The NRA-ILA explains, “Silencerco’s research has estimated that a silenced .22 LR rifle gives off about 116 dBs, a silenced 9mm pistol makes about 125 dBs, a jackhammer about 130 dBs and an unsuppressed .223 rifle about 165 dBs. So suppressors can lower the dB level below the detrimental 140 dB level. But OSHA also says that, over time, anything over 85 dBs can damage hearing. The point is, for the most part, even someone firing a suppressed firearm should still wear hearing protection.”

Those who are calling for the federal legalization of suppressors are hunters who say it is important for them to have full awareness of their environment as well as protect the hearing of any canines who may be with them.

“You need your senses when you’re hunting,” Silencer Co Josh Waldron told The Associated Press at this year’s gun industry SHOT Show convention in Las Vegas. “What this is doing is taking the hearing protection that one would wear off your head and putting it on your gun.”

Gun control advocates, though, say the hearing issues are overblown and should not be used as an excuse to pass any legislation that would loosen restrictions on suppressors.

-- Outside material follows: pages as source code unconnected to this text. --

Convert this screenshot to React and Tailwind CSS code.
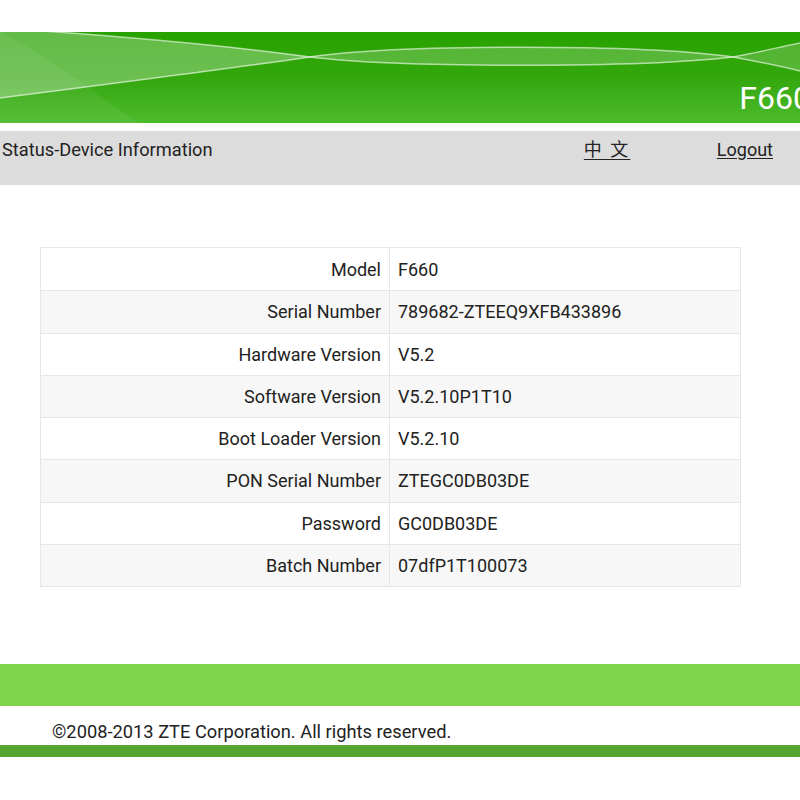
import React from 'react';

const rows = [
    ['Model', 'F660'],
    ['Serial Number', '789682-ZTEEQ9XFB433896'],
    ['Hardware Version', 'V5.2'],
    ['Software Version', 'V5.2.10P1T10'],
    ['Boot Loader Version', 'V5.2.10'],
    ['PON Serial Number', 'ZTEGC0DB03DE'],
    ['Password', 'GC0DB03DE'],
    ['Batch Number', '07dfP1T100073'],
];

const Banner = () => (
    <div className="relative h-[91px] overflow-hidden bg-gradient-to-b from-[#27a200] via-[#33a70c] to-[#4dbb2b]">
        <svg className="absolute inset-0" width="800" height="91" viewBox="0 0 800 91" preserveAspectRatio="none">
            {/* left wedge */}
            <path d="M0 -4 C120 4 230 14 310 25 C220 38 110 52 0 66 Z" fill="#ffffff" opacity="0.28" />
            {/* middle lens */}
            <path d="M310 25 C400 12 640 12 733 25 C640 36 400 36 310 25 Z" fill="#ffffff" opacity="0.2" />
            {/* right wedge */}
            <path d="M733 25 C760 20 780 15 800 11 L800 39 C780 34 760 30 733 25 Z" fill="#ffffff" opacity="0.18" />
            <path d="M0 -4 C120 4 230 14 310 25 C400 36 640 36 733 25 C760 20 780 15 800 11" stroke="#ffffff" strokeOpacity="0.6" strokeWidth="1.5" fill="none" />
            <path d="M0 66 C110 52 220 38 310 25 C400 12 640 12 733 25 C760 30 780 34 800 39" stroke="#ffffff" strokeOpacity="0.6" strokeWidth="1.5" fill="none" />
            <path d="M0 0 L0 91 L140 91 C90 60 60 30 0 0 Z" fill="#ffffff" opacity="0.06" />
        </svg>
        <div className="absolute right-[-11px] top-[50px] text-[32px] leading-none text-white">F660</div>
    </div>
);

export default function App() {
    return (
        <div className="w-[800px] bg-white text-[#222]" style={{ fontFamily: 'Roboto, "Noto Sans CJK SC", sans-serif' }}>
            <div className="h-[32px]" />
            <Banner />
            <div className="h-[8px]" />
            <div className="flex h-[54px] items-start bg-[#dcdcdc] pt-[7px] text-[18px] leading-[24px]">
                <div className="pl-[2px] text-[18.25px]">Status-Device Information</div>
                <div className="ml-auto w-[133px]"><span className="underline underline-offset-3 tracking-[2px]">中&nbsp;文</span></div>
                <div className="mr-[27px] underline underline-offset-2">Logout</div>
            </div>
            <div className="h-[62px]" />
            <div className="ml-[40px] w-[701px] border border-[#e6e6e6]">
                {rows.map(([label, value], i) => (
                    <div key={label} className={`flex h-[42.25px] items-center text-[18px] ${i > 0 ? 'border-t border-[#e6e6e6]' : ''} ${i % 2 === 1 ? 'bg-[#f7f7f7]' : 'bg-white'}`}>
                        <div className="w-[349px] self-stretch flex items-center justify-end border-r border-[#e6e6e6] pr-[8px]">{label}</div>
                        <div className="pl-[8px]">{value}</div>
                    </div>
                ))}
            </div>
            <div className="h-[77px]" />
            <div className="h-[42px] bg-[#80d44c]" />
            <div className="flex h-[39px] items-center pl-[52px] pt-[12px] text-[18.3px]">©2008-2013 ZTE Corporation. All rights reserved.</div>
            <div className="h-[12px] bg-[#56a52e]" />
            <div className="h-[44px]" />
        </div>
    );
}
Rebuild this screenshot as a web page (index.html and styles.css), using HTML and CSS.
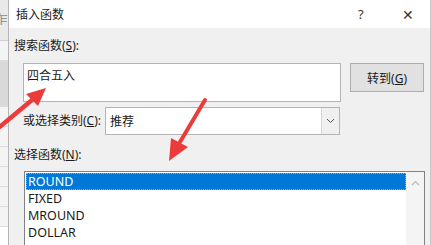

“Absent some kind of cataclysmic hearing-loss crisis by America’s tens of millions of gun owners, this political push should be recognized for what it is: an effort to provide an extremely small benefit to gun owners that willfully ignores what can happen to others once a bullet leaves a gun barrel,” gun control advocate Robert Spitzer wrote in an op-ed in The Washington Post.